EXERCISE PROMPT —
Show all lines holding "this".

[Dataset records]
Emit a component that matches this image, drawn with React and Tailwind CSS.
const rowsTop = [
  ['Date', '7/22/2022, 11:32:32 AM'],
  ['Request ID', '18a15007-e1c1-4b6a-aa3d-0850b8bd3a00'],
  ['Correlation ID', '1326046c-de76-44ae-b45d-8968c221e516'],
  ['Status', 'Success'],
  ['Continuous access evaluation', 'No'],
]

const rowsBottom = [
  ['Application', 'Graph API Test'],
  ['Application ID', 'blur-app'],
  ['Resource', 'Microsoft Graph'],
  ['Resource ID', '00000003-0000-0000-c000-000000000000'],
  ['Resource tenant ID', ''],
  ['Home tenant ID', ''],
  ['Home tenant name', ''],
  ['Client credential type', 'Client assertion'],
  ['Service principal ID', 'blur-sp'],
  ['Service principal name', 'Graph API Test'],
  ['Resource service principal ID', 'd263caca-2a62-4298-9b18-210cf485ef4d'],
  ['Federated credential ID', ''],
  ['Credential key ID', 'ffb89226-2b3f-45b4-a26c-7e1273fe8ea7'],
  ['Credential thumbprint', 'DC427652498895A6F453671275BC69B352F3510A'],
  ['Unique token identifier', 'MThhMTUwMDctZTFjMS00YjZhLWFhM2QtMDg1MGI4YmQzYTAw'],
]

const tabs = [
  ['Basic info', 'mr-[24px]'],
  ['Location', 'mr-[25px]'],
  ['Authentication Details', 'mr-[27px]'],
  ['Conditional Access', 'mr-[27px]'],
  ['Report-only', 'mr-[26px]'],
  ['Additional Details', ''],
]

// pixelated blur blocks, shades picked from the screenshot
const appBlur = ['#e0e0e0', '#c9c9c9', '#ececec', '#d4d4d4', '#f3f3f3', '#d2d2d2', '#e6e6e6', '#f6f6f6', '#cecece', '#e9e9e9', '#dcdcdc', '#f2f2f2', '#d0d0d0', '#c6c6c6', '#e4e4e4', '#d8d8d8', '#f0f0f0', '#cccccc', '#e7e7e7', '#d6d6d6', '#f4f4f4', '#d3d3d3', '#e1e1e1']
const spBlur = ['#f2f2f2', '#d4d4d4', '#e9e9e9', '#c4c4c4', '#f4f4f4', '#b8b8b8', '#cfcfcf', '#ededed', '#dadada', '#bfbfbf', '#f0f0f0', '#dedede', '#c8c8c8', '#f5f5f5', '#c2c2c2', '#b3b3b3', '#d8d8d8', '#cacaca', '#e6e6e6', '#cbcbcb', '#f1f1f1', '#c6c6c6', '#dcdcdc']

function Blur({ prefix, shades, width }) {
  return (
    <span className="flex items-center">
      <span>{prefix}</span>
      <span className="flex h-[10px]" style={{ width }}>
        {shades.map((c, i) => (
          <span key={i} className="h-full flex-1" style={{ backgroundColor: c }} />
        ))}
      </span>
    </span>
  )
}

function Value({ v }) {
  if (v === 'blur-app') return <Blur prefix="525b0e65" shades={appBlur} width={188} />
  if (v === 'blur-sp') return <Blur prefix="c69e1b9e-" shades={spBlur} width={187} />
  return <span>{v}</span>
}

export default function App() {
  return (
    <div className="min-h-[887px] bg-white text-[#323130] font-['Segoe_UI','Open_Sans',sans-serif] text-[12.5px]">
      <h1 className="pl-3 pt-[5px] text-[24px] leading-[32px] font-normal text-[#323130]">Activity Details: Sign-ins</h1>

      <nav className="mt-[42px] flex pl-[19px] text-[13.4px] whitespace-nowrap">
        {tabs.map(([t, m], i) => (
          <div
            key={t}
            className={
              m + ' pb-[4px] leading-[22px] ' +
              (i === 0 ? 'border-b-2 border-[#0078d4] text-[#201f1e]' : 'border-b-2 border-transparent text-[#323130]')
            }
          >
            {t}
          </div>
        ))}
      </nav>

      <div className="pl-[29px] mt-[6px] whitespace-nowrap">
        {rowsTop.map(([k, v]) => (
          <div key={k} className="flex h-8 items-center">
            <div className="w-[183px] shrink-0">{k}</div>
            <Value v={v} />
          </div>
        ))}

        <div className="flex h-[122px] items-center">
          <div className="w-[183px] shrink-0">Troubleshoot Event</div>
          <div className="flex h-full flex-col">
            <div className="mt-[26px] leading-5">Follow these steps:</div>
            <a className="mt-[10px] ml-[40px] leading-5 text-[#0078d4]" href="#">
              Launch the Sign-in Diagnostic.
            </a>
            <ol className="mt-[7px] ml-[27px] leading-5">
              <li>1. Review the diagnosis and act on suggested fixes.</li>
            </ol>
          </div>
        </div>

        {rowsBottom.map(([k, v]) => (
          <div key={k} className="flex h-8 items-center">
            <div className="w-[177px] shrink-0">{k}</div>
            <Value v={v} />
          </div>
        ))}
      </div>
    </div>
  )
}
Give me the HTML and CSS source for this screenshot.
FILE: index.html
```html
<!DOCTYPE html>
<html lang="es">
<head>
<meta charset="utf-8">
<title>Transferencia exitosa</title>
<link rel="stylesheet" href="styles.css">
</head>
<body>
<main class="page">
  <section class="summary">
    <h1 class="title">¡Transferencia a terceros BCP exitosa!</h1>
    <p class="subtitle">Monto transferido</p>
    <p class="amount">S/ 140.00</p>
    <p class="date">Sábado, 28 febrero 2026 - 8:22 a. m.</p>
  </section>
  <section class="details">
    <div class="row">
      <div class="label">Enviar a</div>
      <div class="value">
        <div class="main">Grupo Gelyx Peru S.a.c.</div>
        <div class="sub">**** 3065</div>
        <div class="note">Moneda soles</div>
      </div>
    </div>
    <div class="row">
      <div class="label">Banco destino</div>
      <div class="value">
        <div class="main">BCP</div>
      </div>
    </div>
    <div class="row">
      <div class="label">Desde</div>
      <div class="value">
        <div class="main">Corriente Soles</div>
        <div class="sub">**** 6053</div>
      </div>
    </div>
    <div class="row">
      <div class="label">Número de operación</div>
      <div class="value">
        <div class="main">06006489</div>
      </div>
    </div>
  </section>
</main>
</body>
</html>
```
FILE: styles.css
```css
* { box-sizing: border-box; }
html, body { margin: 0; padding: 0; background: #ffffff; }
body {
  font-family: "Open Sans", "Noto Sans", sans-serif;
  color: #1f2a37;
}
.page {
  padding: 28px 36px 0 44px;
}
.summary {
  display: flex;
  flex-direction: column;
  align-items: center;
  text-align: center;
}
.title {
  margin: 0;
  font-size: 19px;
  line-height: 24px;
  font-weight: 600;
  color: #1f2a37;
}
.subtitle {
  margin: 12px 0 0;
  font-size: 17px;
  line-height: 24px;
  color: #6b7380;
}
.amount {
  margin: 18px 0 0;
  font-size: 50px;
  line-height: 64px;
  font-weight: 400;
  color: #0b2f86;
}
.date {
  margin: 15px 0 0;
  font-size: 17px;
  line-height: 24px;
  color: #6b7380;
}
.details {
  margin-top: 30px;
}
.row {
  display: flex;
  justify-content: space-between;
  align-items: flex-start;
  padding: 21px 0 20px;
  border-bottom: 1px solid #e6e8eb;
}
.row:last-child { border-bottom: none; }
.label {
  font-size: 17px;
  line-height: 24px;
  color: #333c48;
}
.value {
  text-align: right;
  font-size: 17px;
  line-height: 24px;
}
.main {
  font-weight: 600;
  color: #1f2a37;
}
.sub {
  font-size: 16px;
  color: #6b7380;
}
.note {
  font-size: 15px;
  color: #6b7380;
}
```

FULL ANSWER —
Emit a component that matches this image, drawn with React and Tailwind CSS.
Give me the HTML and CSS source for this screenshot.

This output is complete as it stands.